Mas, fundamentalmente, o que mais deveria preocupar os dirigentes sociais é o desaparecimento da ética, estrutura estabilizadora da sociedade, com o consequente confiar ao direito toda a força da regulamentação. É que este só se impõe pela força do direito… penal. O direito é bom, mas desde que não se torne exclusivo: ao confiar-lhe a totalidade da normalização social, abdicamos da força da liberdade constituinte da pessoa em detrimento da normativa exterior e coercitiva. O que vai sempre desembocar no positivismo jurídico, isto é, na aplicação fria da normativa, sem comiseração nem contemplações, como demonstrou o recente caso da criança inglesa Alfie Evans. A eutanásia representa, portanto, um terrível abaixamento do «tónus» moral da sociedade com consequências que, a médio prazo, podem ser dramáticas.
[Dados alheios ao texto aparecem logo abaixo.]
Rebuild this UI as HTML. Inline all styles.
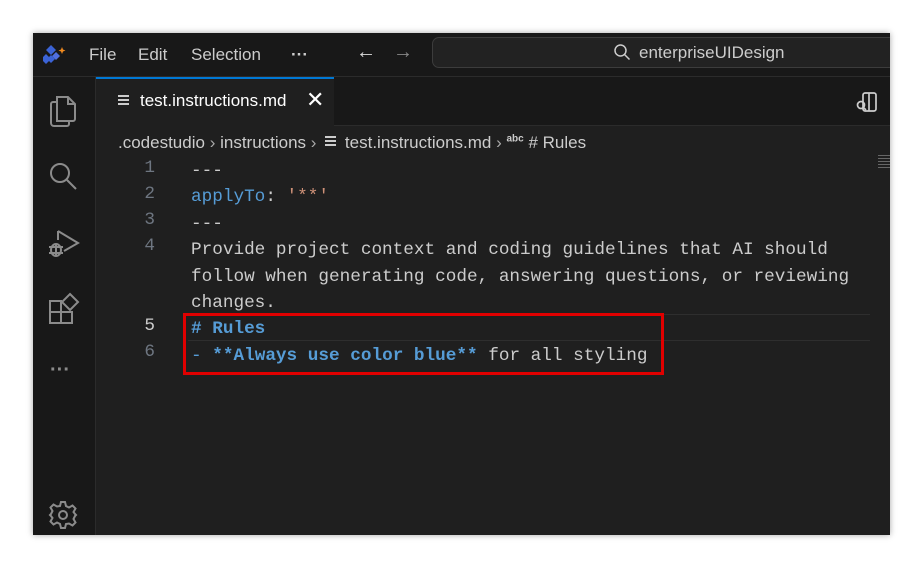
<!DOCTYPE html>
<html><head><style>
*{margin:0;padding:0;box-sizing:border-box}
body{width:922px;height:567px;background:#fff;position:relative;overflow:hidden;font-family:"Liberation Sans",sans-serif}
.win{position:absolute;left:33px;top:33px;width:857px;height:502px;background:#1f1f1f;box-shadow:0 0 6px rgba(0,0,0,.35);overflow:hidden}
.title{position:absolute;left:0;top:0;width:857px;height:44px;background:#181818;border-bottom:1px solid #2b2b2b}
.act{position:absolute;left:0;top:44px;width:63px;height:458px;background:#181818;border-right:1px solid #2b2b2b}
.tabs{position:absolute;left:63px;top:44px;width:794px;height:49px;background:#181818;border-bottom:1px solid #2b2b2b}
.tab{position:absolute;left:0;top:0;width:238px;height:50px;background:#1f1f1f;border-top:2px solid #0078d4;color:#fff;font-size:17px}
.t{position:absolute;color:#ccc;font-size:17px;white-space:nowrap}
.code{position:absolute;font-family:"Liberation Mono",monospace;font-size:17.7px;white-space:pre;color:#ccc}
.ln{position:absolute;font-family:"Liberation Mono",monospace;font-size:17.7px;color:#6e7681;width:30px;text-align:right}
.b{color:#569cd6}.o{color:#ce9178}.bb{color:#569cd6;font-weight:bold}
</style></head><body>
<div class="win">
 <div class="title">
  <svg style="position:absolute;left:10px;top:10px" width="24" height="24" viewBox="0 0 24 24"><path d="M8 2l5 5-5 5-5-5z M3 11l5 5-5 5-5-5z" fill="#3b63d6"/><path d="M13 9l4 4-4 4-4-4z" fill="#4f6fe0"/><path d="M8 12l4 4-4 4-4-4z" fill="#3b63d6"/><path d="M19 4l1 2.5 2.5 1-2.5 1-1 2.5-1-2.5-2.5-1 2.5-1z" fill="#f28b1f"/></svg>
  <div class="t" style="left:56px;top:12px">File</div>
  <div class="t" style="left:105px;top:12px">Edit</div>
  <div class="t" style="left:158px;top:12px">Selection</div>
  <div class="t" style="left:258px;top:12px;font-weight:bold">···</div>
  <div class="t" style="left:323px;top:8px;font-size:20px;color:#ddd">←</div>
  <div class="t" style="left:360px;top:8px;font-size:20px;color:#888">→</div>
  <div style="position:absolute;left:399px;top:4px;width:470px;height:31px;border:1px solid #3c3c3c;border-radius:7px;background:#222"></div>
  <svg style="position:absolute;left:580px;top:10px" width="18" height="18" viewBox="0 0 18 18"><circle cx="7.5" cy="7.5" r="5.5" fill="none" stroke="#ccc" stroke-width="1.5"/><path d="M11.5 11.5l5 5" stroke="#ccc" stroke-width="1.5"/></svg>
  <div class="t" style="left:606px;top:10px">enterpriseUIDesign</div>
 </div>
 <div class="act">
  <svg style="position:absolute;left:15px;top:17px" width="30" height="34" viewBox="0 0 30 34" fill="none" stroke="#8b8b8b" stroke-width="2"><path d="M9 3h11l7 7v15a2 2 0 0 1-2 2H9z"/><path d="M20 3v7h7"/><path d="M9 8H5a2 2 0 0 0-2 2v19a3 3 0 0 0 3 3h13a2 2 0 0 0 2-2v-3"/></svg>
  <svg style="position:absolute;left:14px;top:83px" width="32" height="32" viewBox="0 0 32 32" fill="none" stroke="#8b8b8b" stroke-width="2"><circle cx="13" cy="13" r="9"/><path d="M20 20l9 9"/></svg>
  <svg style="position:absolute;left:13px;top:150px" width="34" height="34" viewBox="0 0 34 34" fill="none" stroke="#8b8b8b" stroke-width="2"><path d="M12 4l20 12-14 8"/><path d="M12 4v9"/><ellipse cx="10" cy="23" rx="5" ry="6"/><path d="M3 20h14M3 26h14M10 17v12"/></svg>
  <svg style="position:absolute;left:14px;top:215px" width="34" height="34" viewBox="0 0 34 34" fill="none" stroke="#8b8b8b" stroke-width="2"><path d="M3 9h11v11H3zM3 20h11v11H3zM14 20h11v11H14z"/><path d="M23 2l8 8-8 8-8-8z"/></svg>
  <div class="t" style="left:17px;top:282px;font-size:20px;color:#8b8b8b;font-weight:bold">···</div>
  <svg style="position:absolute;left:15px;top:423px" width="30" height="30" viewBox="0 0 30 30" fill="none" stroke="#8b8b8b" stroke-width="2"><circle cx="15" cy="15" r="4"/><path d="M13 2h4l1 4 3 1.5 3.5-2 3 3-2 3.5L27 14l1 1-1 1-1.5 3 2 3.5-3 3-3.5-2L18 24l-1 4h-4l-1-4-3-1.5-3.5 2-3-3 2-3.5L3 16l-1-1 1-1 1.5-3-2-3.5 3-3 3.5 2L12 6z"/></svg>
 </div>
 <div class="tabs">
  <div class="tab">
   <div style="position:absolute;left:22px;top:16px;width:11px;height:12px;background:repeating-linear-gradient(#ccc 0 2px,transparent 2px 4px)"></div>
   <div style="position:absolute;left:44px;top:12px">test.instructions.md</div>
   <div style="position:absolute;left:210px;top:8px;font-size:22px">✕</div>
  </div>
  <svg style="position:absolute;left:759px;top:14px" width="24" height="22" viewBox="0 0 24 22" fill="none" stroke="#ccc" stroke-width="1.7"><rect x="8" y="2" width="13" height="18" rx="2"/><path d="M14 2v18"/><circle cx="6" cy="14" r="3.5"/><path d="M8.5 16.5l2.5 2.5"/></svg>
 </div>
 <div class="t" style="left:85px;top:100px">.codestudio <span style="color:#aaa">›</span> instructions <span style="color:#aaa">›</span> <span style="display:inline-block;width:11px;height:12px;background:repeating-linear-gradient(#ccc 0 2px,transparent 2px 4px);margin:0 4px"></span> test.instructions.md <span style="color:#aaa">›</span> <sup style="font-size:10px;font-weight:bold">abc</sup> # Rules</div>
 <div style="position:absolute;left:845px;top:122px;width:12px;height:14px;background:repeating-linear-gradient(#666 0 1px,transparent 1px 3px)"></div>
 <div style="position:absolute;left:155px;top:281px;width:682px;height:27px;border-top:1px solid #2e2e2e;border-bottom:1px solid #2e2e2e"></div>
 <div class="ln" style="left:92px;top:125px">1</div>
 <div class="ln" style="left:92px;top:151px">2</div>
 <div class="ln" style="left:92px;top:177px">3</div>
 <div class="ln" style="left:92px;top:203px">4</div>
 <div class="ln" style="left:92px;top:283px;color:#ccc">5</div>
 <div class="ln" style="left:92px;top:309px">6</div>
 <div class="code" style="left:158px;top:125px;line-height:26.4px">---
<span class="b">applyTo</span>: <span class="o">'**'</span>
---
Provide project context and coding guidelines that AI should
follow when generating code, answering questions, or reviewing
changes.
<span class="bb"># Rules</span>
<span class="b">-</span> <span class="bb">**Always use color blue**</span> for all styling</div>
 <div style="position:absolute;left:150px;top:280px;width:481px;height:62px;border:3px solid #e00000"></div>
</div>
</body></html>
4.O tema da eutanásia sobrepassa, portanto, o mero reducionismo ao costumado chavão do “quem não concorda não é obrigado a fazer”: exprime uma mentalidade que tem a ver com a própria conceção da pessoa e da sociedade. Manifesta, de facto, uma cultura que parece «cansada», demitida de procurar a verdade e o bem e, como tal, reduzida ao simplismo demissionário do mais fácil, do meramente individual e volitivo, cultura em declínio que corre o risco de conduzir à desagregação social. Por algum motivo se fala tanto do «eclipse do Ocidente» e se observa a mutação hegemónica dos países «emergentes», os quais, curiosamente, não colocam estas questões «burguesas».
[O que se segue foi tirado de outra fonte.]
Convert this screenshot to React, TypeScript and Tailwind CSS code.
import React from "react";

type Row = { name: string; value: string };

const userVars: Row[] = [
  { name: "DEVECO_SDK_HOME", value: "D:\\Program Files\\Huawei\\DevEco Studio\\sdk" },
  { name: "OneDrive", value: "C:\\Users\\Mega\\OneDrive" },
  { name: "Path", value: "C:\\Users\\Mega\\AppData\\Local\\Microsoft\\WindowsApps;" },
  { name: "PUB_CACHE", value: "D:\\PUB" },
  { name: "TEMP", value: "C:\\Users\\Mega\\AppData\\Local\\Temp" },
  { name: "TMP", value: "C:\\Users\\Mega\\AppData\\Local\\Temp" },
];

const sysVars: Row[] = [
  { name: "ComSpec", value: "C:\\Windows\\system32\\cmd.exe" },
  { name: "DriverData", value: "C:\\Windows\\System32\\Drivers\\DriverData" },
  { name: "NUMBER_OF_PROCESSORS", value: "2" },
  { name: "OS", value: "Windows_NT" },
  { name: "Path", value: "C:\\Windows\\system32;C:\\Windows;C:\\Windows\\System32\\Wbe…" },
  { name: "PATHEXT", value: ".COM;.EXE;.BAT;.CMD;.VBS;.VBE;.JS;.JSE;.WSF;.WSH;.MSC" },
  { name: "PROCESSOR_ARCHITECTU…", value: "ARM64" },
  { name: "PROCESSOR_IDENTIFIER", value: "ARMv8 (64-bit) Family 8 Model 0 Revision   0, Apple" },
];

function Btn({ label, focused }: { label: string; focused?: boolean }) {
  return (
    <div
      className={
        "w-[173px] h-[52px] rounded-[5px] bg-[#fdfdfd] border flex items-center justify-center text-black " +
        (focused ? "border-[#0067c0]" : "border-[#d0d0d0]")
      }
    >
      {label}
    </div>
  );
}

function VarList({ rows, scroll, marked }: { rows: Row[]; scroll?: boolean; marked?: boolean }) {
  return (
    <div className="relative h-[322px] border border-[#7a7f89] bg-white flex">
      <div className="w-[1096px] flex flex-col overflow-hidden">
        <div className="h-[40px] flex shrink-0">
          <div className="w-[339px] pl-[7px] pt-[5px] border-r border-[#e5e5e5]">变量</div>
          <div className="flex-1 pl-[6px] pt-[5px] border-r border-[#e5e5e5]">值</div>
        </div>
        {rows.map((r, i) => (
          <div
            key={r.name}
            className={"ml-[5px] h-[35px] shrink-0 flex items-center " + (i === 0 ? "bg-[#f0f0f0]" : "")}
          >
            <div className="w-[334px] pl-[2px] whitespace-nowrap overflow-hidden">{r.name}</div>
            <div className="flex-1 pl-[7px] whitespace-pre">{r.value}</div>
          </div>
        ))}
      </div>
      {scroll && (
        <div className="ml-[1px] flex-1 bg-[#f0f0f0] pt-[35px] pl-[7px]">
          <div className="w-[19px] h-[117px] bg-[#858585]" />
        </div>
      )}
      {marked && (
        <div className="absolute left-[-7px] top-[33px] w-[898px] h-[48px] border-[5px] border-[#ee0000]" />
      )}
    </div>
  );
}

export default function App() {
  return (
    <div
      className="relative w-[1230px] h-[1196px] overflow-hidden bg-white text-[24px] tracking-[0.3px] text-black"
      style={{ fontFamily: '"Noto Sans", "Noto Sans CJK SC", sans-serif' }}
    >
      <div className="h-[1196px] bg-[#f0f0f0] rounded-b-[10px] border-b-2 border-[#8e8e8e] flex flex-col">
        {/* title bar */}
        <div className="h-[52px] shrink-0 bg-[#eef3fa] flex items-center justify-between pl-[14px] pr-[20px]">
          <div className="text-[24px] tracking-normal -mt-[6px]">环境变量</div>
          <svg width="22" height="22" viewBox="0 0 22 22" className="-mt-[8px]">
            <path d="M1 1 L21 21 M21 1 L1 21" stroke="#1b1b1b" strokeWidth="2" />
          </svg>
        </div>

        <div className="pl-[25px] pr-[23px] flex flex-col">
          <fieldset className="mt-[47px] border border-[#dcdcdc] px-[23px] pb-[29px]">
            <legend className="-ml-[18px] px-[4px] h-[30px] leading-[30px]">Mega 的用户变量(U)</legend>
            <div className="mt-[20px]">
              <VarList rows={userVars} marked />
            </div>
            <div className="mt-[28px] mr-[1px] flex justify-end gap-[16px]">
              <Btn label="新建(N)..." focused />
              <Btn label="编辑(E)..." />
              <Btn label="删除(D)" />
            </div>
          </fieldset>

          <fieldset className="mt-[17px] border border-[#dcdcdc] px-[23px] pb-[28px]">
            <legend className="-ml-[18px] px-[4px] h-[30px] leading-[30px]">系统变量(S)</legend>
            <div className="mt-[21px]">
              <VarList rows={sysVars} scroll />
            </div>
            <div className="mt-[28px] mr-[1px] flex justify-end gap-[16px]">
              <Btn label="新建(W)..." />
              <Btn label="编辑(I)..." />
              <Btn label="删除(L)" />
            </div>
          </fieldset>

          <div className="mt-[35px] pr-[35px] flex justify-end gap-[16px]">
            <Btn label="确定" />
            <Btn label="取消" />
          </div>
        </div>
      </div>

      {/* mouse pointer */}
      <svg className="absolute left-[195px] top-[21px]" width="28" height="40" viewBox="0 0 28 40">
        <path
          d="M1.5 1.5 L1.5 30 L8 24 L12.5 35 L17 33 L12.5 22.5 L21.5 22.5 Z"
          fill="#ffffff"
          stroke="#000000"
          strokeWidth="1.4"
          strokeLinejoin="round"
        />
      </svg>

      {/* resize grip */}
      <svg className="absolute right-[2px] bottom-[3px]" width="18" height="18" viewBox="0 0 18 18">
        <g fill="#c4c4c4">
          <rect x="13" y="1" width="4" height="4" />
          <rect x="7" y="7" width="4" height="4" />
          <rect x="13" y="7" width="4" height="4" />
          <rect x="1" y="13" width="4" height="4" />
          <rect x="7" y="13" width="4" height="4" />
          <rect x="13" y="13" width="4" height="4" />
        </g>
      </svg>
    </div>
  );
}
No preciso momento em que este assunto passou para a ordem do dia, a comunicação social está a referir um dado profundamente monstruoso: que, nos cerca de nove milhões de portugueses que habitamos o interior destas fronteiras, dois milhões e quatrocentos mil ou são pobres ou estão em risco de pobreza. Mais de um quarto da população! Este sim, é o tema que deveria preocupar os dirigentes sociais. E, para nossa desgraça, não se vislumbra um projeto mobilizador e entusiasmante que nos leve a melhorar este estado de coisas. Pelo contrário, parece dar-se como inevitável a submissão a uma crescente desigualdade social em que uns poucos ficam com quase tudo e a multidão dos jovens, dos débeis, dos velhos e de tantas famílias que têm de sobreviver com o salário mínimo apenas se contentam com «as migalhas que caem da sua mesa».
Espera-se, consequentemente, que as decisões a tomar sejam fruto de uma sadia cultura ético-social e não de qualquer pretensa «modernidade» que outra coisa não é do que o regresso ao pior dos passados. Espera-se muito da responsabilidade ética dos nossos deputados.